Listed records:
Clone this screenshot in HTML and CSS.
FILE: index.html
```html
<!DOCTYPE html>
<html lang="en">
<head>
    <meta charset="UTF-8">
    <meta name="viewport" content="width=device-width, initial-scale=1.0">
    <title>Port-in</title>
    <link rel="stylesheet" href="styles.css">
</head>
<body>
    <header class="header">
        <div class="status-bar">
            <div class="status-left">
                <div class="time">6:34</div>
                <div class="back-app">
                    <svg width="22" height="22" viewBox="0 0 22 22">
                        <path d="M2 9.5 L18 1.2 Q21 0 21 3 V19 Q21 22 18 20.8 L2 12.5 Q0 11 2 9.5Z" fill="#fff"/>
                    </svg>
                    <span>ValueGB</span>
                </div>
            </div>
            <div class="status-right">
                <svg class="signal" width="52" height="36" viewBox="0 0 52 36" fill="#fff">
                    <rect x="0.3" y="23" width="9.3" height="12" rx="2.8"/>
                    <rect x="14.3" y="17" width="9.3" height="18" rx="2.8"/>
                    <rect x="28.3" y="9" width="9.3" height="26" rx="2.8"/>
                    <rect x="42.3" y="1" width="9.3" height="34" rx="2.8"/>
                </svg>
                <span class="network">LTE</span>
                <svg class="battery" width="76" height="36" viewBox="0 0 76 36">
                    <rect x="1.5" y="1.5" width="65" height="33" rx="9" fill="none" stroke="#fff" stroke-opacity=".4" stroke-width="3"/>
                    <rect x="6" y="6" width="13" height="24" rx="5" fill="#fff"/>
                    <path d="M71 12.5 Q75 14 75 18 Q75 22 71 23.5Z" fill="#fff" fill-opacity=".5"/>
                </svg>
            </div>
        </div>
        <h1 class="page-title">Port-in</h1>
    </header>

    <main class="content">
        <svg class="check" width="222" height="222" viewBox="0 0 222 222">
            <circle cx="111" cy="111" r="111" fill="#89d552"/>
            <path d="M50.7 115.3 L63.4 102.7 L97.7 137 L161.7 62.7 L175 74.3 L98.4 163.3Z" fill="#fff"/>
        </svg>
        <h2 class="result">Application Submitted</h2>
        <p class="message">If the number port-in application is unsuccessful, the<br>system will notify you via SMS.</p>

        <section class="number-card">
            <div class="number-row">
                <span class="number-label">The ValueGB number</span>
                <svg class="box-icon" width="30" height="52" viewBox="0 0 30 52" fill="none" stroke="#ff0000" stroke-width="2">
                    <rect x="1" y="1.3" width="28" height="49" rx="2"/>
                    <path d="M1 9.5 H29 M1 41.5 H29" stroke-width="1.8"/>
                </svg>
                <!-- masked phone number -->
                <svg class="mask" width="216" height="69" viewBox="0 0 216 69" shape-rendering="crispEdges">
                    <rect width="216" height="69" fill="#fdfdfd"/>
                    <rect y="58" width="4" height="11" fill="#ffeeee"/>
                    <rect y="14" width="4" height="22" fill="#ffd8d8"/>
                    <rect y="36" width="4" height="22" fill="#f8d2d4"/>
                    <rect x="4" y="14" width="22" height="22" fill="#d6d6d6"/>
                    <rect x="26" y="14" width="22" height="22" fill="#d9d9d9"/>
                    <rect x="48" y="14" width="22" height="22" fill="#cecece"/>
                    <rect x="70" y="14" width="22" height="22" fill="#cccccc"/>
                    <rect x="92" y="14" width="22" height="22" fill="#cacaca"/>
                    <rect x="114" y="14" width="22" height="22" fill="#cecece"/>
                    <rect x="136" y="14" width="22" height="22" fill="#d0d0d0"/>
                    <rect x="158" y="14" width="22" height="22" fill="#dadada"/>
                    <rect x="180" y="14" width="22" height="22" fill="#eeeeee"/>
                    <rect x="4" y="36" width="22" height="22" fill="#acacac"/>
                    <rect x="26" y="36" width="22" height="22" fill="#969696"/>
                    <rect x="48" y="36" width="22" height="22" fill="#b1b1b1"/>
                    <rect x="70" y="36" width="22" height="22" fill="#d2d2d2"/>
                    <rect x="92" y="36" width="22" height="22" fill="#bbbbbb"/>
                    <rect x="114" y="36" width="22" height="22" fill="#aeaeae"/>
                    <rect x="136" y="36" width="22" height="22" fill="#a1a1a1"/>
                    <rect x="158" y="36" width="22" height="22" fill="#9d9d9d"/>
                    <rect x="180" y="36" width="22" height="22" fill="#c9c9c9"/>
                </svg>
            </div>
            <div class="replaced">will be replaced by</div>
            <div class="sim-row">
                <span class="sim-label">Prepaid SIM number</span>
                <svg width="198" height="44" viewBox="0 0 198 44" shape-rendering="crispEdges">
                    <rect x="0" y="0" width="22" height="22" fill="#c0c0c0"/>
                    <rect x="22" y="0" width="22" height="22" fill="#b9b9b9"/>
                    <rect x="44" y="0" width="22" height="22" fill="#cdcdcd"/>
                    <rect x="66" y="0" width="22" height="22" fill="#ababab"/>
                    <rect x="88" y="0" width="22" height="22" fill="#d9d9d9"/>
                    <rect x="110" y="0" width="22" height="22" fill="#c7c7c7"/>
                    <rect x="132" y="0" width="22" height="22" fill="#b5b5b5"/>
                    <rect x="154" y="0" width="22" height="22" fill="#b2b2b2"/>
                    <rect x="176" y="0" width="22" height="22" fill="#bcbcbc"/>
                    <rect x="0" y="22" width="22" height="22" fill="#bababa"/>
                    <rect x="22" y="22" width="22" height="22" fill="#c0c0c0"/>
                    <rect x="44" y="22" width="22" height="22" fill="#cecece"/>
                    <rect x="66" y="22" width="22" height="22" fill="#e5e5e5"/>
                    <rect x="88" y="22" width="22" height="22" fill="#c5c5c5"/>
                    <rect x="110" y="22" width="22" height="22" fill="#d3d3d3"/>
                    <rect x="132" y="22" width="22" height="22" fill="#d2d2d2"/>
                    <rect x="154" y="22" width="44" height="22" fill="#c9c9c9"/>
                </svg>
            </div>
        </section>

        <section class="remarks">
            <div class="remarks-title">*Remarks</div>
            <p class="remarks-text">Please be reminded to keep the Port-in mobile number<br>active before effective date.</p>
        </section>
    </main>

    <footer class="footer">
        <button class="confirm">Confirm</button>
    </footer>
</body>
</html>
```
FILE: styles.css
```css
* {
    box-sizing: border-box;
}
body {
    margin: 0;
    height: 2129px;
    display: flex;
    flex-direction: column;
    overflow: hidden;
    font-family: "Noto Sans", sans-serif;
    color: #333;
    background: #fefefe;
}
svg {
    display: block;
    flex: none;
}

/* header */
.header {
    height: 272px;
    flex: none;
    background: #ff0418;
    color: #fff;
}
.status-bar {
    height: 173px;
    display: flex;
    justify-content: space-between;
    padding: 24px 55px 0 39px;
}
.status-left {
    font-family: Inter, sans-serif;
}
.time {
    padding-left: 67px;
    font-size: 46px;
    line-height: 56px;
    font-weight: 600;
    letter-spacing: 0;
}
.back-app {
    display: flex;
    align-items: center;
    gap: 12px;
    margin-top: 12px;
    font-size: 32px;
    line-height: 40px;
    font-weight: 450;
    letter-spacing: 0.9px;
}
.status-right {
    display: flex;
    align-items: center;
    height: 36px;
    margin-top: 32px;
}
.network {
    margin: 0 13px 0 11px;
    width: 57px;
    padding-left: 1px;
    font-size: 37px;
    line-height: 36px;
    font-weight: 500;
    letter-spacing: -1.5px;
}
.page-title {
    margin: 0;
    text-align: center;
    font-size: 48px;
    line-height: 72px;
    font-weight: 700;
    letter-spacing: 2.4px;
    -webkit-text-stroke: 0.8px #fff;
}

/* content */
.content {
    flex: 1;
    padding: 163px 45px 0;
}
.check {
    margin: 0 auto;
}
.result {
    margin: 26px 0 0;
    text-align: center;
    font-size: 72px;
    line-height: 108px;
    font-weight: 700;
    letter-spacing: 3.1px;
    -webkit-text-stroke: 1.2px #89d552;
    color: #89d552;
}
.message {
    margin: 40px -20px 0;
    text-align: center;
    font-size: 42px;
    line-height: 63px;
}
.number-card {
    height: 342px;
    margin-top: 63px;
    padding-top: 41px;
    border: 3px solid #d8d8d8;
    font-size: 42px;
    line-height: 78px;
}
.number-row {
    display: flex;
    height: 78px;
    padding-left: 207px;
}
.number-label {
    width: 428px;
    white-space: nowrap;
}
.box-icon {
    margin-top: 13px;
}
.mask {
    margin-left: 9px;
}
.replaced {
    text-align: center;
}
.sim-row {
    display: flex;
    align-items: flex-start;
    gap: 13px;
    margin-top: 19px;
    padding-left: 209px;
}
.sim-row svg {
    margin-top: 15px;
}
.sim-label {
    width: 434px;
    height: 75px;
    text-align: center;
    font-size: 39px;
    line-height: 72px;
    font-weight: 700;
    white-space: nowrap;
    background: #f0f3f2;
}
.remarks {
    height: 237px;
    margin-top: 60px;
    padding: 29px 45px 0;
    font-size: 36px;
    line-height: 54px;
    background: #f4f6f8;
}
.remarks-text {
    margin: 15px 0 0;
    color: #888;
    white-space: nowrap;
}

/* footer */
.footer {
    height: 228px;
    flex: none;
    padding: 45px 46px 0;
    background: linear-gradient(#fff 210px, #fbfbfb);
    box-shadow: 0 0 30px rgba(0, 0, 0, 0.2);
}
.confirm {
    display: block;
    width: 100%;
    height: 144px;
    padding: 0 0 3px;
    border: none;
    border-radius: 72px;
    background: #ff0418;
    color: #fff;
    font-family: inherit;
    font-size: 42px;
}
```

* * *

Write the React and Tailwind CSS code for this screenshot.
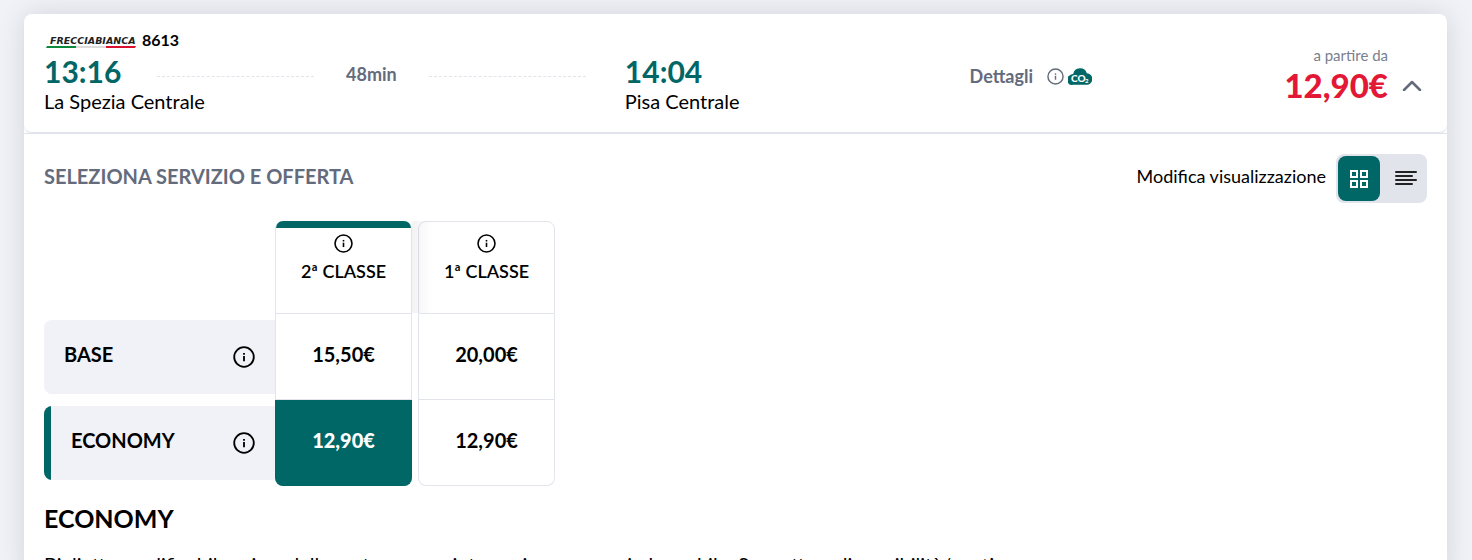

Exercise requirements: Work out how many lines above contain the word "this". Give only the number.

Exercise output: 2